'Fingi ser gari por 8 anos e vivi como um ser
invisível'
Psicólogo varreu as ruas da USP para concluir sua tese de mestrado da
'invisibilidade pública'. Ele comprovou que, em geral, as pessoas
enxergam apenas a função social do outro. Quem não
está bem posicionado
sob esse critério, vira mera sombra social.
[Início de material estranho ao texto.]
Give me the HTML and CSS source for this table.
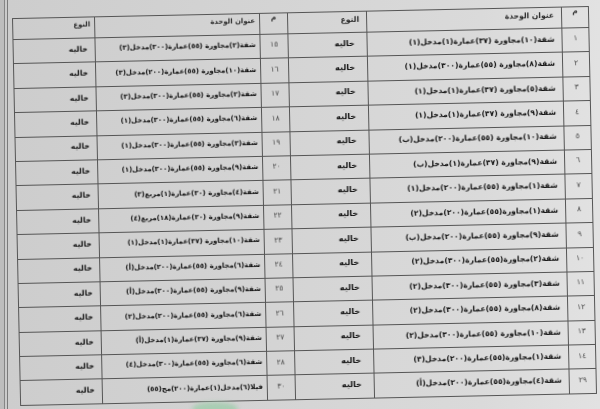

Plínio Delphino, Diário de São Paulo.
O psicólogo social Fernando Braga da Costa vestiu
uniforme e trabalhou
oito anos como gari, varrendo ruas da Universidade
de São Paulo. Ali,
constatou que, ao olhar da maioria, os
trabalhadores braçais são 'seres
invisíveis, sem nome'. Em sua tese de mestrado,
pela USP, conseguiu
comprovar a existência da 'invisibilidade pública',
ou seja, uma
percepção humana totalmente prejudicada e
condicionada à divisão
social do trabalho, onde enxerga-se somente a
função e não a pessoa.
Braga trabalhava apenas meio período como gari, não
recebia o salário de
R$ 400 como os colegas de vassoura, mas garante que
teve a maior lição
de sua vida:
'Descobri que um simples bom dia, que nunca recebi
como gari, pode
significar um sopro de vida, um sinal da própria
existência', explica o
pesquisador.
O psicólogo sentiu na pele o que é ser tratado como
um objeto e não
como um ser humano. 'Professores que me abraçavam
nos corredores da USP
passavam por mim, não me reconheciam por causa do
uniforme. Às vezes,
esbarravam no meu ombro e, sem ao menos pedir
desculpas, seguiam me
ignorando, como se tivessem encostado em um poste,
ou em um orelhão',
diz.
No primeiro dia de trabalho paramos pro café. Eles
colocaram uma
garrafa térmica sobre uma plataforma de concreto.
Só que não tinha
caneca. Havia um clima estranho no ar, eu era um
sujeito vindo de outra
classe, varrendo rua com eles. Os garis mal
conversavam comigo, alguns
se aproximavam para ensinar o serviço. Um deles foi
até o latão de lixo
pegou duas latinhas de refrigerante cortou as
latinhas pela metade e
serviu o café ali, na latinha suja e grudenta.
E
como a gente estava num grupo grande, esperei que eles se servissem primeiro.
Eu nunca apreciei o sabor do café. Mas, intuitivamente, senti que
deveria tomá-lo, e claro, não livre de sensações ruins. Afinal, o cara
tirou as latinhas de refrigerante de dentro de uma lixeira, que tem
sujeira, tem formiga, tem barata, tem de tudo. No momento em que empunhei a
caneca improvisada, parece que todo mundo parou para assistir à cena,
como se perguntasse:
'E aí, o jovem rico vai se sujeitar a beber nessa
caneca?' E eu bebi.
Imediatamente a ansiedade parece que evaporou. Eles
passaram a conversar
comigo, a contar piada, brincar.
O que você sentiu na pele, trabalhando como gari?
Uma vez, um dos garis me convidou pra almoçar no
bandejão central. Aí
eu entrei no Instituto de Psicologia para pegar
dinheiro, passei pelo
andar térreo, subi escada, passei pelo segundo
andar, passei na
biblioteca, desci a escada, passei em frente ao
centro acadêmico, passei
em frente a lanchonete, tinha muita gente
conhecida. Eu fiz todo esse
trajeto e ninguém em absoluto me viu. Eu tive uma
sensação muito ruim. O
meu corpo tremia como se eu não o dominasse, uma
angustia, e a tampa da
cabeça era como se ardesse, como se eu tivesse sido
sugado. Fui almoçar,
não senti o gosto da comida e voltei para o
trabalho atordoado.
E depois de oito anos trabalhando como gari? Isso
mudou?
Fui me habituando a isso, assim como eles vão se
habituando também a
situações pouco saudáveis. Então, quando eu via um
professor se
aproximando - professor meu - até parava de varrer,
porque ele ia passar
por mim, podia trocar uma idéia, mas o pessoal
passava como se tivesse
passando por um poste, uma árvore, um orelhão.
E quando você volta para casa, para seu mundo real?
Eu choro. É muito triste, porque, a partir do
instante em que você está
inserido nessa condição psicossocial, não se
esquece jamais. Acredito
que essa experiência me deixou curado da minha
doença burguesa. Esses
homens hoje são meus amigos. Conheço a família
deles, freqüento a casa
deles nas periferias. Mudei. Nunca deixo de
cumprimentar um trabalhador.
Faço questão de o trabalhador saber que eu sei que
ele existe. Eles são
tratados pior do que um animal doméstico, que
sempre é chamado pelo
nome. São tratados como se fossem uma 'COISA'.